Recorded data

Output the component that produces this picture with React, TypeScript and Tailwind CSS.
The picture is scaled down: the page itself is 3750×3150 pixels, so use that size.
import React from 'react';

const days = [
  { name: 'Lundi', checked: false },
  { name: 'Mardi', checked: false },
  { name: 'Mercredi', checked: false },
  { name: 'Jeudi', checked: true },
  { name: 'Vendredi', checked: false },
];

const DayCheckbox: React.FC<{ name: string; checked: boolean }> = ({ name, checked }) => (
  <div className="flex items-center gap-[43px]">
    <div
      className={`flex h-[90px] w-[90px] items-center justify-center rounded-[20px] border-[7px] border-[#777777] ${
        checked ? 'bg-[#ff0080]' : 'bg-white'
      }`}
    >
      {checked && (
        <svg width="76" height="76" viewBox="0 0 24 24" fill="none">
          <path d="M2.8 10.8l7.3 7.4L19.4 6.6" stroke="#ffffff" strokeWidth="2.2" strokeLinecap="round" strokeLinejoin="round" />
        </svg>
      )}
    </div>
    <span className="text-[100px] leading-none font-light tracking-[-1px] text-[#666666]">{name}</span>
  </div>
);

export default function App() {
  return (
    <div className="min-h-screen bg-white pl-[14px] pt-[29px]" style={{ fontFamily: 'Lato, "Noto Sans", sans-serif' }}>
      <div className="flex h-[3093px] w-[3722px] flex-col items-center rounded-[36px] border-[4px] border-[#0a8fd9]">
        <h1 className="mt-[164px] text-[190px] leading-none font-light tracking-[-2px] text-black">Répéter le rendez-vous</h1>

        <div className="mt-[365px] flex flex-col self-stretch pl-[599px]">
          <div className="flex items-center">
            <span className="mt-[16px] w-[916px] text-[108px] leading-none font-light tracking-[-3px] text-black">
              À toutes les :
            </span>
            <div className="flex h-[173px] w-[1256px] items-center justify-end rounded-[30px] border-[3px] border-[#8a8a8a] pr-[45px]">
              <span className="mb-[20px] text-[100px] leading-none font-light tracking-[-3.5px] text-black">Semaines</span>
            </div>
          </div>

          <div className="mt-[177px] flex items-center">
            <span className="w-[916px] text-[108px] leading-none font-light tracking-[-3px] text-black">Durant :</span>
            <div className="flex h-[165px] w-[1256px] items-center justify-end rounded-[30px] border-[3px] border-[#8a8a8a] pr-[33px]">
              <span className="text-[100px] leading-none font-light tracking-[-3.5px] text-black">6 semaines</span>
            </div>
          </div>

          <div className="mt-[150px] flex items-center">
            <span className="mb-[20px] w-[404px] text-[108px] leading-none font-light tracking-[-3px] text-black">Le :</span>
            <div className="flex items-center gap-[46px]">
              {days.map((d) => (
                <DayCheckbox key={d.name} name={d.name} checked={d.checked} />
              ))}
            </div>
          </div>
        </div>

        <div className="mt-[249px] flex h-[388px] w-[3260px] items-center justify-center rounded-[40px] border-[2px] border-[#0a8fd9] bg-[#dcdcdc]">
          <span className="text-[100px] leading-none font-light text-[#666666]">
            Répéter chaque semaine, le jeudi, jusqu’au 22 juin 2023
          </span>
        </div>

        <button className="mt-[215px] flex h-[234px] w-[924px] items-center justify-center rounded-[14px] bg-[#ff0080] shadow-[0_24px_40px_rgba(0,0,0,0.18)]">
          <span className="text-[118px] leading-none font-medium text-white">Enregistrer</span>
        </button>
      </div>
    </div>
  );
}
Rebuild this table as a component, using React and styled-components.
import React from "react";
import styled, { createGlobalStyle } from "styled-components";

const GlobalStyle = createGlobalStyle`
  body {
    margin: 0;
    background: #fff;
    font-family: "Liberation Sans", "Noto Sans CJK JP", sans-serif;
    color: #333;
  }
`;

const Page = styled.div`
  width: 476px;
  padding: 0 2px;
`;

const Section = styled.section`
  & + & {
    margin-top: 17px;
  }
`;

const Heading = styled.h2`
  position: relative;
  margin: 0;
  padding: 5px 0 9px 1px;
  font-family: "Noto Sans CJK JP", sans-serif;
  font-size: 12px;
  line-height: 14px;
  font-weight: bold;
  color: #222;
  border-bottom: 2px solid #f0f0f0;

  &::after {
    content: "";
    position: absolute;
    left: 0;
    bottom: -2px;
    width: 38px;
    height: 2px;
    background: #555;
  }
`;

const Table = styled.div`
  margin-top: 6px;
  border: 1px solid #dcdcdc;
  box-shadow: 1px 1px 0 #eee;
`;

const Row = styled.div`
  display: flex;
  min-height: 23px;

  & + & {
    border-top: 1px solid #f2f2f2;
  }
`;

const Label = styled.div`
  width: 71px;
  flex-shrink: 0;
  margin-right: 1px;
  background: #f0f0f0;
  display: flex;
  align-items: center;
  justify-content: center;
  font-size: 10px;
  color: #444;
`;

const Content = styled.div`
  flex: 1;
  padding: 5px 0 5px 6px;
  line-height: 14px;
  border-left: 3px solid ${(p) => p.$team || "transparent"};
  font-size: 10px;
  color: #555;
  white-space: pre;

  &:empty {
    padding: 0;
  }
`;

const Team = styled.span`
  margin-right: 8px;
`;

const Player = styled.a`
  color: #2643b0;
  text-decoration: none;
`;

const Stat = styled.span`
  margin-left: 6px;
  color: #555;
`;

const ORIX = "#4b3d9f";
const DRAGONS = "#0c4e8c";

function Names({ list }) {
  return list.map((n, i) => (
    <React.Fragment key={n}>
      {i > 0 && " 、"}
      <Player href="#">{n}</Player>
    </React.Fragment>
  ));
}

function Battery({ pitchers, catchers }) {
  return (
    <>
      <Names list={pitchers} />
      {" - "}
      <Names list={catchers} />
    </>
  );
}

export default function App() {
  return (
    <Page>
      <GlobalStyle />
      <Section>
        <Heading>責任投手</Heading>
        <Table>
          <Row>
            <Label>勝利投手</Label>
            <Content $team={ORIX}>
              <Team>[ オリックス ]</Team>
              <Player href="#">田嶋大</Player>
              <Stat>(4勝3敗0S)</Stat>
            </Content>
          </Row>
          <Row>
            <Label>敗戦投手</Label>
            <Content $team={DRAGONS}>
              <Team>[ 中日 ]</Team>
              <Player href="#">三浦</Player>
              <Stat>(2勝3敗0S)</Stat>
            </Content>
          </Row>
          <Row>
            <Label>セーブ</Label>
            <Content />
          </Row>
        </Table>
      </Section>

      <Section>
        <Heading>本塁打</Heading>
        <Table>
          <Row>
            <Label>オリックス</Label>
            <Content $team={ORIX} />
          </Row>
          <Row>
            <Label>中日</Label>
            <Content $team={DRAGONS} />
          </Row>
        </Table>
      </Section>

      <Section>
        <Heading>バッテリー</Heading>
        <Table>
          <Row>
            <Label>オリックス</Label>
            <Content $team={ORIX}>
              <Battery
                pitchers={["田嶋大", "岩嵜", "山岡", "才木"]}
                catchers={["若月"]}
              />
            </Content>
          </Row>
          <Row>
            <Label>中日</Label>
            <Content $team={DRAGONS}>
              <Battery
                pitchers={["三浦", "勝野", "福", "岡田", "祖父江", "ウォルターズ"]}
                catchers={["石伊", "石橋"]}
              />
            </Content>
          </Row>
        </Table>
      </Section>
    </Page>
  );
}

• **TASK INSTRUCTIONS**:
Transcribe the entire listing above precisely.

• **EXERCISE RESPONSE**:
Output the component that produces this picture with React, TypeScript and Tailwind CSS.
The picture is scaled down: the page itself is 3750×3150 pixels, so use that size.
import React from 'react';

const days = [
  { name: 'Lundi', checked: false },
  { name: 'Mardi', checked: false },
  { name: 'Mercredi', checked: false },
  { name: 'Jeudi', checked: true },
  { name: 'Vendredi', checked: false },
];

const DayCheckbox: React.FC<{ name: string; checked: boolean }> = ({ name, checked }) => (
  <div className="flex items-center gap-[43px]">
    <div
      className={`flex h-[90px] w-[90px] items-center justify-center rounded-[20px] border-[7px] border-[#777777] ${
        checked ? 'bg-[#ff0080]' : 'bg-white'
      }`}
    >
      {checked && (
        <svg width="76" height="76" viewBox="0 0 24 24" fill="none">
          <path d="M2.8 10.8l7.3 7.4L19.4 6.6" stroke="#ffffff" strokeWidth="2.2" strokeLinecap="round" strokeLinejoin="round" />
        </svg>
      )}
    </div>
    <span className="text-[100px] leading-none font-light tracking-[-1px] text-[#666666]">{name}</span>
  </div>
);

export default function App() {
  return (
    <div className="min-h-screen bg-white pl-[14px] pt-[29px]" style={{ fontFamily: 'Lato, "Noto Sans", sans-serif' }}>
      <div className="flex h-[3093px] w-[3722px] flex-col items-center rounded-[36px] border-[4px] border-[#0a8fd9]">
        <h1 className="mt-[164px] text-[190px] leading-none font-light tracking-[-2px] text-black">Répéter le rendez-vous</h1>

        <div className="mt-[365px] flex flex-col self-stretch pl-[599px]">
          <div className="flex items-center">
            <span className="mt-[16px] w-[916px] text-[108px] leading-none font-light tracking-[-3px] text-black">
              À toutes les :
            </span>
            <div className="flex h-[173px] w-[1256px] items-center justify-end rounded-[30px] border-[3px] border-[#8a8a8a] pr-[45px]">
              <span className="mb-[20px] text-[100px] leading-none font-light tracking-[-3.5px] text-black">Semaines</span>
            </div>
          </div>

          <div className="mt-[177px] flex items-center">
            <span className="w-[916px] text-[108px] leading-none font-light tracking-[-3px] text-black">Durant :</span>
            <div className="flex h-[165px] w-[1256px] items-center justify-end rounded-[30px] border-[3px] border-[#8a8a8a] pr-[33px]">
              <span className="text-[100px] leading-none font-light tracking-[-3.5px] text-black">6 semaines</span>
            </div>
          </div>

          <div className="mt-[150px] flex items-center">
            <span className="mb-[20px] w-[404px] text-[108px] leading-none font-light tracking-[-3px] text-black">Le :</span>
            <div className="flex items-center gap-[46px]">
              {days.map((d) => (
                <DayCheckbox key={d.name} name={d.name} checked={d.checked} />
              ))}
            </div>
          </div>
        </div>

        <div className="mt-[249px] flex h-[388px] w-[3260px] items-center justify-center rounded-[40px] border-[2px] border-[#0a8fd9] bg-[#dcdcdc]">
          <span className="text-[100px] leading-none font-light text-[#666666]">
            Répéter chaque semaine, le jeudi, jusqu’au 22 juin 2023
          </span>
        </div>

        <button className="mt-[215px] flex h-[234px] w-[924px] items-center justify-center rounded-[14px] bg-[#ff0080] shadow-[0_24px_40px_rgba(0,0,0,0.18)]">
          <span className="text-[118px] leading-none font-medium text-white">Enregistrer</span>
        </button>
      </div>
    </div>
  );
}
Rebuild this table as a component, using React and styled-components.
import React from "react";
import styled, { createGlobalStyle } from "styled-components";

const GlobalStyle = createGlobalStyle`
  body {
    margin: 0;
    background: #fff;
    font-family: "Liberation Sans", "Noto Sans CJK JP", sans-serif;
    color: #333;
  }
`;

const Page = styled.div`
  width: 476px;
  padding: 0 2px;
`;

const Section = styled.section`
  & + & {
    margin-top: 17px;
  }
`;

const Heading = styled.h2`
  position: relative;
  margin: 0;
  padding: 5px 0 9px 1px;
  font-family: "Noto Sans CJK JP", sans-serif;
  font-size: 12px;
  line-height: 14px;
  font-weight: bold;
  color: #222;
  border-bottom: 2px solid #f0f0f0;

  &::after {
    content: "";
    position: absolute;
    left: 0;
    bottom: -2px;
    width: 38px;
    height: 2px;
    background: #555;
  }
`;

const Table = styled.div`
  margin-top: 6px;
  border: 1px solid #dcdcdc;
  box-shadow: 1px 1px 0 #eee;
`;

const Row = styled.div`
  display: flex;
  min-height: 23px;

  & + & {
    border-top: 1px solid #f2f2f2;
  }
`;

const Label = styled.div`
  width: 71px;
  flex-shrink: 0;
  margin-right: 1px;
  background: #f0f0f0;
  display: flex;
  align-items: center;
  justify-content: center;
  font-size: 10px;
  color: #444;
`;

const Content = styled.div`
  flex: 1;
  padding: 5px 0 5px 6px;
  line-height: 14px;
  border-left: 3px solid ${(p) => p.$team || "transparent"};
  font-size: 10px;
  color: #555;
  white-space: pre;

  &:empty {
    padding: 0;
  }
`;

const Team = styled.span`
  margin-right: 8px;
`;

const Player = styled.a`
  color: #2643b0;
  text-decoration: none;
`;

const Stat = styled.span`
  margin-left: 6px;
  color: #555;
`;

const ORIX = "#4b3d9f";
const DRAGONS = "#0c4e8c";

function Names({ list }) {
  return list.map((n, i) => (
    <React.Fragment key={n}>
      {i > 0 && " 、"}
      <Player href="#">{n}</Player>
    </React.Fragment>
  ));
}

function Battery({ pitchers, catchers }) {
  return (
    <>
      <Names list={pitchers} />
      {" - "}
      <Names list={catchers} />
    </>
  );
}

export default function App() {
  return (
    <Page>
      <GlobalStyle />
      <Section>
        <Heading>責任投手</Heading>
        <Table>
          <Row>
            <Label>勝利投手</Label>
            <Content $team={ORIX}>
              <Team>[ オリックス ]</Team>
              <Player href="#">田嶋大</Player>
              <Stat>(4勝3敗0S)</Stat>
            </Content>
          </Row>
          <Row>
            <Label>敗戦投手</Label>
            <Content $team={DRAGONS}>
              <Team>[ 中日 ]</Team>
              <Player href="#">三浦</Player>
              <Stat>(2勝3敗0S)</Stat>
            </Content>
          </Row>
          <Row>
            <Label>セーブ</Label>
            <Content />
          </Row>
        </Table>
      </Section>

      <Section>
        <Heading>本塁打</Heading>
        <Table>
          <Row>
            <Label>オリックス</Label>
            <Content $team={ORIX} />
          </Row>
          <Row>
            <Label>中日</Label>
            <Content $team={DRAGONS} />
          </Row>
        </Table>
      </Section>

      <Section>
        <Heading>バッテリー</Heading>
        <Table>
          <Row>
            <Label>オリックス</Label>
            <Content $team={ORIX}>
              <Battery
                pitchers={["田嶋大", "岩嵜", "山岡", "才木"]}
                catchers={["若月"]}
              />
            </Content>
          </Row>
          <Row>
            <Label>中日</Label>
            <Content $team={DRAGONS}>
              <Battery
                pitchers={["三浦", "勝野", "福", "岡田", "祖父江", "ウォルターズ"]}
                catchers={["石伊", "石橋"]}
              />
            </Content>
          </Row>
        </Table>
      </Section>
    </Page>
  );
}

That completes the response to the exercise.